[Records from a data collection]
<<<<

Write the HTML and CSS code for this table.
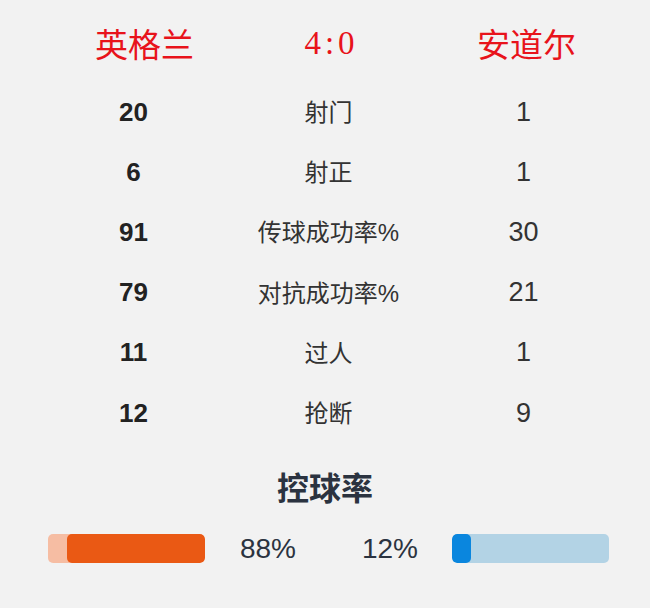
FILE: index.html
```html
<!DOCTYPE html>
<html lang="zh">
<head>
<meta charset="utf-8">
<link rel="stylesheet" href="styles.css">
</head>
<body>
<div class="page">
  <div class="header">
    <div class="team team-home">英格兰</div>
    <div class="score">4:0</div>
    <div class="team">安道尔</div>
  </div>
  <div class="stats">
    <div class="row"><div class="home">20</div><div class="label">射门</div><div class="away">1</div></div>
    <div class="row"><div class="home">6</div><div class="label">射正</div><div class="away">1</div></div>
    <div class="row"><div class="home">91</div><div class="label">传球成功率%</div><div class="away">30</div></div>
    <div class="row"><div class="home">79</div><div class="label">对抗成功率%</div><div class="away">21</div></div>
    <div class="row"><div class="home">11</div><div class="label">过人</div><div class="away">1</div></div>
    <div class="row"><div class="home">12</div><div class="label">抢断</div><div class="away">9</div></div>
  </div>
  <div class="poss-title">控球率</div>
  <div class="poss">
    <div class="bar bar-home"><div class="fill fill-home" style="width:88%"></div></div>
    <div class="pct pct-home">88%</div>
    <div class="pct pct-away">12%</div>
    <div class="bar bar-away"><div class="fill fill-away" style="width:12%"></div></div>
  </div>
</div>
</body>
</html>
```
FILE: styles.css
```css
html, body {
  margin: 0;
  padding: 0;
  background: #f2f2f2;
}
.page {
  width: 650px;
  height: 608px;
  font-family: "Liberation Sans", Arial, "Noto Sans CJK SC", sans-serif;
}
.header {
  display: grid;
  grid-template-columns: 195px 195px 195px;
  padding-left: 39px;
  height: 86px;
  align-items: center;
  color: #e8131b;
  font-family: "Liberation Serif", "Noto Sans CJK SC", serif;
  font-size: 33px;
  font-weight: normal;
  text-align: center;
}
.team-home {
  padding-left: 16px;
}
.score {
  letter-spacing: 4px;
  font-size: 33px;
}
.stats {
  padding-left: 36px;
  margin-top: -2px;
}
.row {
  display: grid;
  grid-template-columns: 195px 195px 195px;
  height: 60.2px;
  align-items: center;
  text-align: center;
}
.row > div {
  margin-top: -4px;
}
.row > .label {
  margin-top: -7px;
}
.home {
  font-size: 26px;
  font-weight: bold;
  color: #222;
}
.label {
  font-size: 24px;
  color: #333;
}
.away {
  font-size: 27px;
  color: #333;
}
.poss-title {
  margin-top: 24px;
  height: 40px;
  line-height: 40px;
  text-align: center;
  font-size: 32px;
  font-weight: bold;
  color: #2b3340;
}
.poss {
  display: flex;
  align-items: center;
  margin-top: 25px;
  padding-left: 48px;
  height: 29px;
}
.bar {
  width: 157px;
  height: 29px;
  border-radius: 5px;
  display: flex;
  overflow: hidden;
}
.bar-home {
  background: #f6bda3;
  justify-content: flex-end;
}
.bar-away {
  background: #b3d3e5;
  justify-content: flex-start;
}
.fill {
  height: 100%;
  border-radius: 5px;
}
.fill-home {
  background: #ea5914;
}
.fill-away {
  background: #0a86de;
}
.pct {
  font-size: 28px;
  color: #2b3340;
  text-align: center;
}
.pct-home {
  width: 126px;
}
.pct-away {
  width: 118px;
  margin-right: 3px;
}
```
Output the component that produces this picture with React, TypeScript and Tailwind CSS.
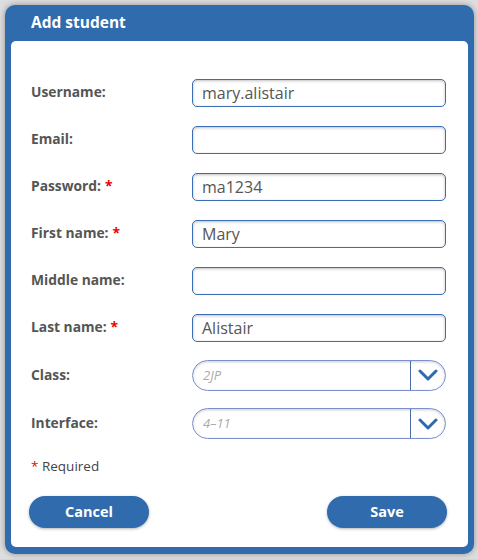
import React from "react";

const fields = [
    { label: "Username:", value: "mary.alistair" },
    { label: "Email:", value: "" },
    { label: "Password:", value: "ma1234", required: true },
    { label: "First name:", value: "Mary", required: true },
    { label: "Middle name:", value: "" },
    { label: "Last name:", value: "Alistair", required: true },
];

const selects = [
    { label: "Class:", value: "2JP" },
    { label: "Interface:", value: "4–11" },
];

function Chevron() {
    return (
        <svg width="20" height="12" viewBox="0 0 20 12" fill="none">
            <path d="M2 2 L10 10 L18 2" stroke="#2f6aae" strokeWidth="3" strokeLinecap="round" strokeLinejoin="round" />
        </svg>
    );
}

export default function App() {
    return (
        <div className="w-[478px] h-[559px] bg-[#dedede] p-[5px] font-['Open_Sans',sans-serif] overflow-hidden">
            <div className="w-[469px] h-[549px] bg-[#306bae] rounded-[10px] shadow-[0_0_6px_rgba(0,0,0,0.35)] flex flex-col px-[6px] pb-[7px]">
                {/* Header */}
                <div className="h-[36px] flex items-center pl-[20px] text-white font-bold text-[15.5px]">
                    Add student
                </div>

                {/* Body */}
                <div className="flex-1 bg-white rounded-[5px] pl-[20px] pr-[21px] pt-[28px] flex flex-col">
                    {fields.map((f) => (
                        <div key={f.label} className="h-[47px] flex items-center">
                            <div className="w-[161px] shrink-0 text-[13.8px] font-bold text-[#555]">
                                {f.label}
                                {f.required && <span className="text-[#e00] ml-1">*</span>}
                            </div>
                            <div className="w-[254px] shrink-0 h-[28px] border border-[#3a6db3] rounded-[5px] shadow-[inset_0_1px_3px_rgba(0,0,0,0.25)] flex items-center px-[9px] text-[16px] text-[#555]">
                                {f.value}
                            </div>
                        </div>
                    ))}
                    {selects.map((s) => (
                        <div key={s.label} className="h-[48.5px] flex items-center">
                            <div className="w-[161px] shrink-0 text-[13.8px] font-bold text-[#555]">{s.label}</div>
                            <div className="w-[254px] shrink-0 h-[31px] border border-[#7d8fcc] rounded-full shadow-[inset_0_1px_3px_rgba(0,0,0,0.2)] flex items-center">
                                <div className="flex-1 pl-[10px] text-[13px] italic text-[#aaa]">{s.value}</div>
                                <div className="w-[35px] h-full border-l border-[#4a6aa8] flex items-center justify-center">
                                    <Chevron />
                                </div>
                            </div>
                        </div>
                    ))}
                    <div className="mt-[8px] text-[13.5px] text-[#444]">
                        <span className="text-[#e00]">*</span> Required
                    </div>
                    <div className="mt-[20px] -ml-[2px] flex justify-between items-center">
                        <button className="w-[120px] h-[32px] rounded-full bg-[#306bae] text-white font-bold text-[14.5px] shadow-[0_1px_3px_rgba(0,0,0,0.3)]">
                            Cancel
                        </button>
                        <button className="w-[120px] h-[32px] rounded-full bg-[#306bae] text-white font-bold text-[14.5px] shadow-[0_1px_3px_rgba(0,0,0,0.3)]">
                            Save
                        </button>
                    </div>
                </div>
            </div>
        </div>
    );
}
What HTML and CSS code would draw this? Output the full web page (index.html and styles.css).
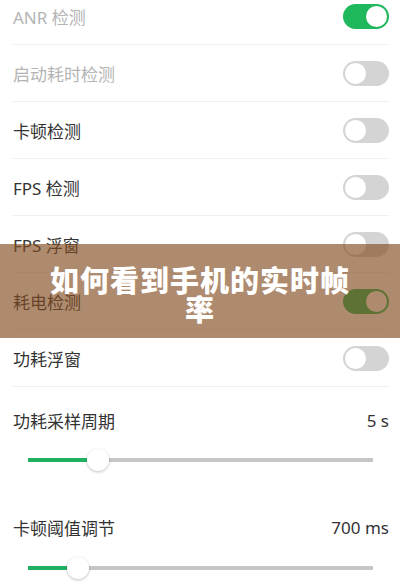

>>>>

EXERCISE PROMPT: Output a faithful copy of the data, with each picture left out.

ANSWER TO THIS TASK:
Write the HTML and CSS code for this table.
FILE: index.html
```html
<!DOCTYPE html>
<html lang="zh">
<head>
<meta charset="utf-8">
<link rel="stylesheet" href="styles.css">
</head>
<body>
<div class="page">
  <div class="header">
    <div class="team team-home">英格兰</div>
    <div class="score">4:0</div>
    <div class="team">安道尔</div>
  </div>
  <div class="stats">
    <div class="row"><div class="home">20</div><div class="label">射门</div><div class="away">1</div></div>
    <div class="row"><div class="home">6</div><div class="label">射正</div><div class="away">1</div></div>
    <div class="row"><div class="home">91</div><div class="label">传球成功率%</div><div class="away">30</div></div>
    <div class="row"><div class="home">79</div><div class="label">对抗成功率%</div><div class="away">21</div></div>
    <div class="row"><div class="home">11</div><div class="label">过人</div><div class="away">1</div></div>
    <div class="row"><div class="home">12</div><div class="label">抢断</div><div class="away">9</div></div>
  </div>
  <div class="poss-title">控球率</div>
  <div class="poss">
    <div class="bar bar-home"><div class="fill fill-home" style="width:88%"></div></div>
    <div class="pct pct-home">88%</div>
    <div class="pct pct-away">12%</div>
    <div class="bar bar-away"><div class="fill fill-away" style="width:12%"></div></div>
  </div>
</div>
</body>
</html>
```
FILE: styles.css
```css
html, body {
  margin: 0;
  padding: 0;
  background: #f2f2f2;
}
.page {
  width: 650px;
  height: 608px;
  font-family: "Liberation Sans", Arial, "Noto Sans CJK SC", sans-serif;
}
.header {
  display: grid;
  grid-template-columns: 195px 195px 195px;
  padding-left: 39px;
  height: 86px;
  align-items: center;
  color: #e8131b;
  font-family: "Liberation Serif", "Noto Sans CJK SC", serif;
  font-size: 33px;
  font-weight: normal;
  text-align: center;
}
.team-home {
  padding-left: 16px;
}
.score {
  letter-spacing: 4px;
  font-size: 33px;
}
.stats {
  padding-left: 36px;
  margin-top: -2px;
}
.row {
  display: grid;
  grid-template-columns: 195px 195px 195px;
  height: 60.2px;
  align-items: center;
  text-align: center;
}
.row > div {
  margin-top: -4px;
}
.row > .label {
  margin-top: -7px;
}
.home {
  font-size: 26px;
  font-weight: bold;
  color: #222;
}
.label {
  font-size: 24px;
  color: #333;
}
.away {
  font-size: 27px;
  color: #333;
}
.poss-title {
  margin-top: 24px;
  height: 40px;
  line-height: 40px;
  text-align: center;
  font-size: 32px;
  font-weight: bold;
  color: #2b3340;
}
.poss {
  display: flex;
  align-items: center;
  margin-top: 25px;
  padding-left: 48px;
  height: 29px;
}
.bar {
  width: 157px;
  height: 29px;
  border-radius: 5px;
  display: flex;
  overflow: hidden;
}
.bar-home {
  background: #f6bda3;
  justify-content: flex-end;
}
.bar-away {
  background: #b3d3e5;
  justify-content: flex-start;
}
.fill {
  height: 100%;
  border-radius: 5px;
}
.fill-home {
  background: #ea5914;
}
.fill-away {
  background: #0a86de;
}
.pct {
  font-size: 28px;
  color: #2b3340;
  text-align: center;
}
.pct-home {
  width: 126px;
}
.pct-away {
  width: 118px;
  margin-right: 3px;
}
```
Output the component that produces this picture with React, TypeScript and Tailwind CSS.
import React from "react";

const fields = [
    { label: "Username:", value: "mary.alistair" },
    { label: "Email:", value: "" },
    { label: "Password:", value: "ma1234", required: true },
    { label: "First name:", value: "Mary", required: true },
    { label: "Middle name:", value: "" },
    { label: "Last name:", value: "Alistair", required: true },
];

const selects = [
    { label: "Class:", value: "2JP" },
    { label: "Interface:", value: "4–11" },
];

function Chevron() {
    return (
        <svg width="20" height="12" viewBox="0 0 20 12" fill="none">
            <path d="M2 2 L10 10 L18 2" stroke="#2f6aae" strokeWidth="3" strokeLinecap="round" strokeLinejoin="round" />
        </svg>
    );
}

export default function App() {
    return (
        <div className="w-[478px] h-[559px] bg-[#dedede] p-[5px] font-['Open_Sans',sans-serif] overflow-hidden">
            <div className="w-[469px] h-[549px] bg-[#306bae] rounded-[10px] shadow-[0_0_6px_rgba(0,0,0,0.35)] flex flex-col px-[6px] pb-[7px]">
                {/* Header */}
                <div className="h-[36px] flex items-center pl-[20px] text-white font-bold text-[15.5px]">
                    Add student
                </div>

                {/* Body */}
                <div className="flex-1 bg-white rounded-[5px] pl-[20px] pr-[21px] pt-[28px] flex flex-col">
                    {fields.map((f) => (
                        <div key={f.label} className="h-[47px] flex items-center">
                            <div className="w-[161px] shrink-0 text-[13.8px] font-bold text-[#555]">
                                {f.label}
                                {f.required && <span className="text-[#e00] ml-1">*</span>}
                            </div>
                            <div className="w-[254px] shrink-0 h-[28px] border border-[#3a6db3] rounded-[5px] shadow-[inset_0_1px_3px_rgba(0,0,0,0.25)] flex items-center px-[9px] text-[16px] text-[#555]">
                                {f.value}
                            </div>
                        </div>
                    ))}
                    {selects.map((s) => (
                        <div key={s.label} className="h-[48.5px] flex items-center">
                            <div className="w-[161px] shrink-0 text-[13.8px] font-bold text-[#555]">{s.label}</div>
                            <div className="w-[254px] shrink-0 h-[31px] border border-[#7d8fcc] rounded-full shadow-[inset_0_1px_3px_rgba(0,0,0,0.2)] flex items-center">
                                <div className="flex-1 pl-[10px] text-[13px] italic text-[#aaa]">{s.value}</div>
                                <div className="w-[35px] h-full border-l border-[#4a6aa8] flex items-center justify-center">
                                    <Chevron />
                                </div>
                            </div>
                        </div>
                    ))}
                    <div className="mt-[8px] text-[13.5px] text-[#444]">
                        <span className="text-[#e00]">*</span> Required
                    </div>
                    <div className="mt-[20px] -ml-[2px] flex justify-between items-center">
                        <button className="w-[120px] h-[32px] rounded-full bg-[#306bae] text-white font-bold text-[14.5px] shadow-[0_1px_3px_rgba(0,0,0,0.3)]">
                            Cancel
                        </button>
                        <button className="w-[120px] h-[32px] rounded-full bg-[#306bae] text-white font-bold text-[14.5px] shadow-[0_1px_3px_rgba(0,0,0,0.3)]">
                            Save
                        </button>
                    </div>
                </div>
            </div>
        </div>
    );
}
What HTML and CSS code would draw this? Output the full web page (index.html and styles.css).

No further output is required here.